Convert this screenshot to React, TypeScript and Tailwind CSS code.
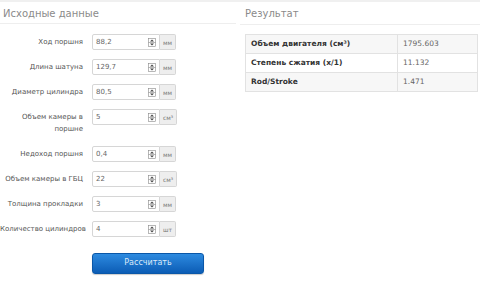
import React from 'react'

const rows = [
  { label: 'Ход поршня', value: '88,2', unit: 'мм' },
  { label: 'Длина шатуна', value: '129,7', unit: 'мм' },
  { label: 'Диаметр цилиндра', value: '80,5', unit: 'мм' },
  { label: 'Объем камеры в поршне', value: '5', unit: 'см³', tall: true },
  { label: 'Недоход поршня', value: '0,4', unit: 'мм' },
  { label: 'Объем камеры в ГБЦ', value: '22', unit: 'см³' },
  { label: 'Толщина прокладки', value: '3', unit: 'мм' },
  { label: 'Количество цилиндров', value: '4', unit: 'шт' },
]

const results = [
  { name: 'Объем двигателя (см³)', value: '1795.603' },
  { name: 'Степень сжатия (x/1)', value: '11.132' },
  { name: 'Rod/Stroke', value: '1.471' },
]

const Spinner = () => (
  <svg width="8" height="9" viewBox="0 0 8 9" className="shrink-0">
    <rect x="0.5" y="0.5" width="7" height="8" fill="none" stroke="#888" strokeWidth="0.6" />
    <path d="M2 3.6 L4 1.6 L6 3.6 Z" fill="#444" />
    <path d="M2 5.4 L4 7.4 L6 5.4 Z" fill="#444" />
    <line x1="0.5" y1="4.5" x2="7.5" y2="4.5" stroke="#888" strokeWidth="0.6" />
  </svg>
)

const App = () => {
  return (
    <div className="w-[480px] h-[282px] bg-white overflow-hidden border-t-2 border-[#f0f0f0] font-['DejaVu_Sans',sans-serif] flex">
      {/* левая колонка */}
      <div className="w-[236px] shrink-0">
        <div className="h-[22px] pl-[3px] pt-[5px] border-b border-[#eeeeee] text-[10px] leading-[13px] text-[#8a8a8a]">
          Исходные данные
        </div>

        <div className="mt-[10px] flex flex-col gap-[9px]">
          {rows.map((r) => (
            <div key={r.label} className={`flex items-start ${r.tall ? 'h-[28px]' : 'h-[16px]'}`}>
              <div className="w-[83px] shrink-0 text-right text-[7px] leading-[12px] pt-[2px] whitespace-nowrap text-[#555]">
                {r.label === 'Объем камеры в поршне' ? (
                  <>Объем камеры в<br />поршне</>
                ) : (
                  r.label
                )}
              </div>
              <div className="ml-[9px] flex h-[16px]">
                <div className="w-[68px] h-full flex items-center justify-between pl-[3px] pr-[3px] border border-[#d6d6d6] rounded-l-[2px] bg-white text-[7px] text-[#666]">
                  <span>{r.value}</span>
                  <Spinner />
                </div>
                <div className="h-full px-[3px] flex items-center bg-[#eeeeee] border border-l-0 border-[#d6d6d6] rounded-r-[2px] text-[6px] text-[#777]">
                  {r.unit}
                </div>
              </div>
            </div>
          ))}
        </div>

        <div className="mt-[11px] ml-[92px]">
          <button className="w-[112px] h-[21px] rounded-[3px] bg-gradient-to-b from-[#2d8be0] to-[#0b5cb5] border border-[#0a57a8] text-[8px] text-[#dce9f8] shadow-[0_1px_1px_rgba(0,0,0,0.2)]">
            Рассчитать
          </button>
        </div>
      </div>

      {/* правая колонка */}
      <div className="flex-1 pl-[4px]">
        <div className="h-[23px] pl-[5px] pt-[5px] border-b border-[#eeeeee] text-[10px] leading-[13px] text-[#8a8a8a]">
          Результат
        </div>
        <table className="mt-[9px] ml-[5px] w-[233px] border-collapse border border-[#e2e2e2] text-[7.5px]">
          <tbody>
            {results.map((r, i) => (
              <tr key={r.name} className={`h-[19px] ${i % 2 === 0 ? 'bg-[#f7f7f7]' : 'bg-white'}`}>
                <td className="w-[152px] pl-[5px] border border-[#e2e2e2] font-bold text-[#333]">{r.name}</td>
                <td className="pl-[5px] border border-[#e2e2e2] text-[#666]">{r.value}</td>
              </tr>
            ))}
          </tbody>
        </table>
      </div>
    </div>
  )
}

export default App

==

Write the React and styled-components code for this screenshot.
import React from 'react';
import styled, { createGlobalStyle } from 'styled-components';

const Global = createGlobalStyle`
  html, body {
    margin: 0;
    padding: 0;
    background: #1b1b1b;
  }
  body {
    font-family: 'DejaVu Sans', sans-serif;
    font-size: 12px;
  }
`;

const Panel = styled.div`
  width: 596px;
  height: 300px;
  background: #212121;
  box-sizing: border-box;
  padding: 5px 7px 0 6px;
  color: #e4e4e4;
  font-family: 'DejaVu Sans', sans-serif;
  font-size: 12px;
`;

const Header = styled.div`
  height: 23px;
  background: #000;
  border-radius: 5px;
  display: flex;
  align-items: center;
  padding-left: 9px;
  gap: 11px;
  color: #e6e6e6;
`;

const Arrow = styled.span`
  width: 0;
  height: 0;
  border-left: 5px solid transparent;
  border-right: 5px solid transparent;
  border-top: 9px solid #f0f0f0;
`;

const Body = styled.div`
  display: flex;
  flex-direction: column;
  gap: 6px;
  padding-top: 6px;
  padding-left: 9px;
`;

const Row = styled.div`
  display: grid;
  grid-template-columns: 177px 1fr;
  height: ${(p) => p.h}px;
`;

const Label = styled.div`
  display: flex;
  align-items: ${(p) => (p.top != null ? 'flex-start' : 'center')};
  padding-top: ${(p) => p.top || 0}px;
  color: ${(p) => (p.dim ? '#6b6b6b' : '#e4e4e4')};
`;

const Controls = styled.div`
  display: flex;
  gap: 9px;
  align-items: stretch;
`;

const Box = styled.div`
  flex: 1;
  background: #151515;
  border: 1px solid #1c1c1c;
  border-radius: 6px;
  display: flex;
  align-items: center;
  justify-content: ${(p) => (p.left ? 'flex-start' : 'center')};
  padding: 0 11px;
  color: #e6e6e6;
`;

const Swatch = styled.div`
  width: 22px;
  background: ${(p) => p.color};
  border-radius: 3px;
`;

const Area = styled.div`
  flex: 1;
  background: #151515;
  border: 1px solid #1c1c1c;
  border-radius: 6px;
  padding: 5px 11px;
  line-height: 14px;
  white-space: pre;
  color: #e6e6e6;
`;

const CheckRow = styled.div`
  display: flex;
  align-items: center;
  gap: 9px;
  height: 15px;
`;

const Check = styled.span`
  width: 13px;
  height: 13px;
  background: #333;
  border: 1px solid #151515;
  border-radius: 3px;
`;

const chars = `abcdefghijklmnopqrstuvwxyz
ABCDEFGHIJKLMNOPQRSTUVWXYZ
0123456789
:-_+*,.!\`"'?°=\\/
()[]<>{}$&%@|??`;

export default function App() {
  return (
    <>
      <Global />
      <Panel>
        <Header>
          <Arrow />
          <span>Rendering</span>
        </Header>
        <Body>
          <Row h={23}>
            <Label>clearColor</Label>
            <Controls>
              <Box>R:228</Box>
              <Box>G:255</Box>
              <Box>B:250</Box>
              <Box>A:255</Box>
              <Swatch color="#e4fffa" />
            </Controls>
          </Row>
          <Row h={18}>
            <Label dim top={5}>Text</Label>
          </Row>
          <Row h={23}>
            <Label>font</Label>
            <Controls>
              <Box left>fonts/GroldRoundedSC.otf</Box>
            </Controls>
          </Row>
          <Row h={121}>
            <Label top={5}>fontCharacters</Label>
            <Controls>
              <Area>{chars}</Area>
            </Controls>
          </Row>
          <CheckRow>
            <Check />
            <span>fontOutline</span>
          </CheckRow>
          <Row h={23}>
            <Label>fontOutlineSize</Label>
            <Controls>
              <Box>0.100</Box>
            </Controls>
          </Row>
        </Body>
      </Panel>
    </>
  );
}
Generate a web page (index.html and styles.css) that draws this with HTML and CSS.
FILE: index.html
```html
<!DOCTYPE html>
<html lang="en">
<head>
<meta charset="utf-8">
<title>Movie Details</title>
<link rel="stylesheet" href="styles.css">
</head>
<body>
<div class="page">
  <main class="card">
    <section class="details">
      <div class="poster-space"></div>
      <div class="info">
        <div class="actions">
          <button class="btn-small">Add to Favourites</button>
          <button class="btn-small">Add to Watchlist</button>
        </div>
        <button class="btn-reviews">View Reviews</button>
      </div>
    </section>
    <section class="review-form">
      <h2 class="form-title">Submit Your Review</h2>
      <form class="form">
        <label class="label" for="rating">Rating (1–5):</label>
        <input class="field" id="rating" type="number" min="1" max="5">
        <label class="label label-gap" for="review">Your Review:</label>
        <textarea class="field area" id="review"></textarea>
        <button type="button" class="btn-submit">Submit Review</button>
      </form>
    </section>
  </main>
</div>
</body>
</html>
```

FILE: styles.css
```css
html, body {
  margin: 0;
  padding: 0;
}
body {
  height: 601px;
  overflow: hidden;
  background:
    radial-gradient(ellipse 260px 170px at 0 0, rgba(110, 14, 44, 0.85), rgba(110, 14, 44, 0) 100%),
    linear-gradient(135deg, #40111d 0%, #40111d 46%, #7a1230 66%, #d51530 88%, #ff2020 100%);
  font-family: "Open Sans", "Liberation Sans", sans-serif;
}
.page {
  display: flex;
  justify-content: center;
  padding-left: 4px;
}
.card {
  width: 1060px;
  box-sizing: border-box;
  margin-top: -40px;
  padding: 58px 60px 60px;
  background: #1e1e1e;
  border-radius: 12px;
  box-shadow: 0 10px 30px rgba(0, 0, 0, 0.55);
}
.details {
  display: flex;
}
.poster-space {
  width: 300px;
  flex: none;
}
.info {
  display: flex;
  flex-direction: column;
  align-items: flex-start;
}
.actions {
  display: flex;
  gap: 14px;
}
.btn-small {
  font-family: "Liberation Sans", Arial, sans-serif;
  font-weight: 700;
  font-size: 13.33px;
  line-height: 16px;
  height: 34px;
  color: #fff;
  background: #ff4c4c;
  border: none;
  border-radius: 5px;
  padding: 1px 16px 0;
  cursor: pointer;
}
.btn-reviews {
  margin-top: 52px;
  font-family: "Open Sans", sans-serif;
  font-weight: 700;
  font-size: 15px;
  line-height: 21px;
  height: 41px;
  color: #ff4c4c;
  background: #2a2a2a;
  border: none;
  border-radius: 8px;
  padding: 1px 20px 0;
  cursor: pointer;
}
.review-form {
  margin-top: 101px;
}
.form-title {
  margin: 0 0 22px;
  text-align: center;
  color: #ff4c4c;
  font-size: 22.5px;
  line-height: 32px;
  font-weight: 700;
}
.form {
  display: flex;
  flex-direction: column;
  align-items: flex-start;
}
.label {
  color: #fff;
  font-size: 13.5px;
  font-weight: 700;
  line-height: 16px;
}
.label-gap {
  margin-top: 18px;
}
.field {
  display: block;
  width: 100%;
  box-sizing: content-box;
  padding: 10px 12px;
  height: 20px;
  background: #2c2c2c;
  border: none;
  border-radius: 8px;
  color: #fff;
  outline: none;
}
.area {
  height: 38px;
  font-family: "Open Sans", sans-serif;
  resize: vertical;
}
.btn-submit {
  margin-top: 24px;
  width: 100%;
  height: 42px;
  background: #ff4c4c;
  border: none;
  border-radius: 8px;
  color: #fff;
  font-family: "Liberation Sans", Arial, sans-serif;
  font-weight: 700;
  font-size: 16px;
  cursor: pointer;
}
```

--

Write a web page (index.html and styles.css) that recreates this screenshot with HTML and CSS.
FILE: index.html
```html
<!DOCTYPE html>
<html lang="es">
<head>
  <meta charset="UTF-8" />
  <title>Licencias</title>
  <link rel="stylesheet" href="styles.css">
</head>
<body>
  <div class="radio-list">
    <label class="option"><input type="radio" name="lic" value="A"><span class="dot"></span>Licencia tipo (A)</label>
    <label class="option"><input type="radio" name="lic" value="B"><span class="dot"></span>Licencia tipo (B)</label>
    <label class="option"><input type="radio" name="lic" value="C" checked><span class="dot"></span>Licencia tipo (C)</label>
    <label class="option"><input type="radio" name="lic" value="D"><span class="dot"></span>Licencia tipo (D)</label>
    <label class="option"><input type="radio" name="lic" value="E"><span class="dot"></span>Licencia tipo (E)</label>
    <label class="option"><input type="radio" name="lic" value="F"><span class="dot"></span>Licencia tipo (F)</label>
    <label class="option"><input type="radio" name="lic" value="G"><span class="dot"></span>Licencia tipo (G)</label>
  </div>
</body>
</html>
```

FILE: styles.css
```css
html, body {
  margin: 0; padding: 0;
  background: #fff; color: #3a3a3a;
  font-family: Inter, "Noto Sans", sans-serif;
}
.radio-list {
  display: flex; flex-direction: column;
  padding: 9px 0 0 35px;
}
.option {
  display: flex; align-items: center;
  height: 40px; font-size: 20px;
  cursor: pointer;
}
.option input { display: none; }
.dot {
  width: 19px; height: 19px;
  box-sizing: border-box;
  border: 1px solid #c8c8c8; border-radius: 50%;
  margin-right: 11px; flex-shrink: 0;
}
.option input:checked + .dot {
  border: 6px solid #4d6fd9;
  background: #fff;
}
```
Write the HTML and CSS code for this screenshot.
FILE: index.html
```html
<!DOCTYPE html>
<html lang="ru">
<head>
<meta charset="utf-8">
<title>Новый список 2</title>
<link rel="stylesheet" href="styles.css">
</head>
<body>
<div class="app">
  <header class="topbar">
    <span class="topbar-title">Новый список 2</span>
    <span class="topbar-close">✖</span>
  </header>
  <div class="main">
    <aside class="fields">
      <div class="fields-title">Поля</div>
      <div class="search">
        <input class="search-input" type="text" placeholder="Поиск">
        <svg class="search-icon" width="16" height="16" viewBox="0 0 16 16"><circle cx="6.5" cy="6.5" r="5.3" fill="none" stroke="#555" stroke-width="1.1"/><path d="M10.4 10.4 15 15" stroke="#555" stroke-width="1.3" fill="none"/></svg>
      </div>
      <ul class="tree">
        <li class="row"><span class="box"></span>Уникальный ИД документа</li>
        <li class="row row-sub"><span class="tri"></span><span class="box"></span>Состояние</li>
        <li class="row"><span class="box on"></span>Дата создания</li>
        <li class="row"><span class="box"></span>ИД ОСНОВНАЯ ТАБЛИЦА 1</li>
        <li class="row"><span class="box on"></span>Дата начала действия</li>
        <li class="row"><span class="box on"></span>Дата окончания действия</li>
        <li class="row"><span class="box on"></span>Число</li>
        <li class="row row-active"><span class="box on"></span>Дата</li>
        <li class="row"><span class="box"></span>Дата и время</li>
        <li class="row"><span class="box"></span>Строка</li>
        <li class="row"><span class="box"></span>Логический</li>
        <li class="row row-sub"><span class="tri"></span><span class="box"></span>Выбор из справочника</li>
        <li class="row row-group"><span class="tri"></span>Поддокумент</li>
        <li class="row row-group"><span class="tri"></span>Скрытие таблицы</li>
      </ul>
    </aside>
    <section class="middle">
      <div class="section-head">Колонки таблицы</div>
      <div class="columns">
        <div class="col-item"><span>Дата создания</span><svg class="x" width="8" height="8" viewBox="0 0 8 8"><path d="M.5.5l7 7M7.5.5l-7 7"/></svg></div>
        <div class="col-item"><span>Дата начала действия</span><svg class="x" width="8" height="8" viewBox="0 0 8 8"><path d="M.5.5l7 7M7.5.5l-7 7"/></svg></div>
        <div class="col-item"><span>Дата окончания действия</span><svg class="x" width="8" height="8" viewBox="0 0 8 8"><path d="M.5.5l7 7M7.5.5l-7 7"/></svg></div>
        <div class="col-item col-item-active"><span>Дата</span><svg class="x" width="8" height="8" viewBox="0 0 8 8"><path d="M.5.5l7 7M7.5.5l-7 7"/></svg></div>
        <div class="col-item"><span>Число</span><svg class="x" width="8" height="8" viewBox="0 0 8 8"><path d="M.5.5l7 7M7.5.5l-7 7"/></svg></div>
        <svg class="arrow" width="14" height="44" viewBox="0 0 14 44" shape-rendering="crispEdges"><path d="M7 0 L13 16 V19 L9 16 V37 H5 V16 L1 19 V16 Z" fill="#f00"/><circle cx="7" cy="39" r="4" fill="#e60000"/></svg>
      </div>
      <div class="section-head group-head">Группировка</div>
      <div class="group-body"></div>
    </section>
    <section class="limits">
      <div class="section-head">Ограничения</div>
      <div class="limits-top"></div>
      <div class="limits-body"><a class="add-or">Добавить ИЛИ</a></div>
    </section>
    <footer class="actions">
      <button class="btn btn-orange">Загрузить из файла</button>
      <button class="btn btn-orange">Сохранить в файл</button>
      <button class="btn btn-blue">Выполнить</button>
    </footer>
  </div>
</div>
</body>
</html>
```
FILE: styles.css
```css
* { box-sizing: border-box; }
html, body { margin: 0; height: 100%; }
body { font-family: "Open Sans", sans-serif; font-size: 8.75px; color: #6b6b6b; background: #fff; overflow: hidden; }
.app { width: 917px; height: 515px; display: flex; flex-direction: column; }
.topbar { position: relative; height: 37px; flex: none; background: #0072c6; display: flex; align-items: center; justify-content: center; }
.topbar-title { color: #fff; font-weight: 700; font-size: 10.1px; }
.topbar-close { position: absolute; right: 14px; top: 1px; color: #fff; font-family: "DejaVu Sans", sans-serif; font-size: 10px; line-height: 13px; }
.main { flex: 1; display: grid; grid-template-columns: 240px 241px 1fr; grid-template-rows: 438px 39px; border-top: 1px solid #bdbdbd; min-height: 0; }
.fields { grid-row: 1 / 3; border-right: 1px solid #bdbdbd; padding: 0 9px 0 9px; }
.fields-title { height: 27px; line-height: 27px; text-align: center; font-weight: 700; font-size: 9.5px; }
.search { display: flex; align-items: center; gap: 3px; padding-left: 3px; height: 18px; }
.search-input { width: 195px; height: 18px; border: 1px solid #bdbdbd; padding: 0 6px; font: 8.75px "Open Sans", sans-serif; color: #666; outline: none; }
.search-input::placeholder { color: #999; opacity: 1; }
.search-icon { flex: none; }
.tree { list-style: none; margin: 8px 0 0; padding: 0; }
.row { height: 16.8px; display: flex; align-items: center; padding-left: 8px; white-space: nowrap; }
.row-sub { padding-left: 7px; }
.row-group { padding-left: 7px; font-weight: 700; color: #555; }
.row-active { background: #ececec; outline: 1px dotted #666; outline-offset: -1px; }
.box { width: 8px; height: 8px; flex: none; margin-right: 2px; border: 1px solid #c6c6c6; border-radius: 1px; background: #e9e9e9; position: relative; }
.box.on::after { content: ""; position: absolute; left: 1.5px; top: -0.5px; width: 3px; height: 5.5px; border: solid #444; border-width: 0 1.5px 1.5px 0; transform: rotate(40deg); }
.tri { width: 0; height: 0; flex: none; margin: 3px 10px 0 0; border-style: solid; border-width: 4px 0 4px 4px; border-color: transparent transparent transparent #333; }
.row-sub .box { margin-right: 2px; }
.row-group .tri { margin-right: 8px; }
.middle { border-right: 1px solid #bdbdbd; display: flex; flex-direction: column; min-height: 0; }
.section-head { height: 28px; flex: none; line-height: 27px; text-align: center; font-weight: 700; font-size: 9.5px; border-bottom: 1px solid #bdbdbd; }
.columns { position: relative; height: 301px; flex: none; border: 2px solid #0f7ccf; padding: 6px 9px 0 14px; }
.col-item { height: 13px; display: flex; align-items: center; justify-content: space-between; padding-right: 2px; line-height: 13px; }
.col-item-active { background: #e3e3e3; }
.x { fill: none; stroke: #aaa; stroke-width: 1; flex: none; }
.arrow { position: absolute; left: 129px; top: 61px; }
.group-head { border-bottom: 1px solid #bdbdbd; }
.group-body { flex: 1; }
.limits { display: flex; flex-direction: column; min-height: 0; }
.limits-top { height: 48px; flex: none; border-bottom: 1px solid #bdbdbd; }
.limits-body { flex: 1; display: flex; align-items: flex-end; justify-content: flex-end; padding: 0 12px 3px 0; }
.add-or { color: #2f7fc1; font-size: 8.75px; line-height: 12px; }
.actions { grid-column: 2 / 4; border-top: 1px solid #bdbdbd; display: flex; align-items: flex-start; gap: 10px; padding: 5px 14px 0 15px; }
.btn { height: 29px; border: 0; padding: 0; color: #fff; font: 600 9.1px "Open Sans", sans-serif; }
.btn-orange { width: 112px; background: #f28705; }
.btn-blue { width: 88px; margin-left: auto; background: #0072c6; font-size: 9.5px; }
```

- **SHORT EXERCISE**:
Isolate the lines above that contain the word "components" and copy them.

- **FINAL RESULT**:
Write the React and styled-components code for this screenshot.
import styled, { createGlobalStyle } from 'styled-components';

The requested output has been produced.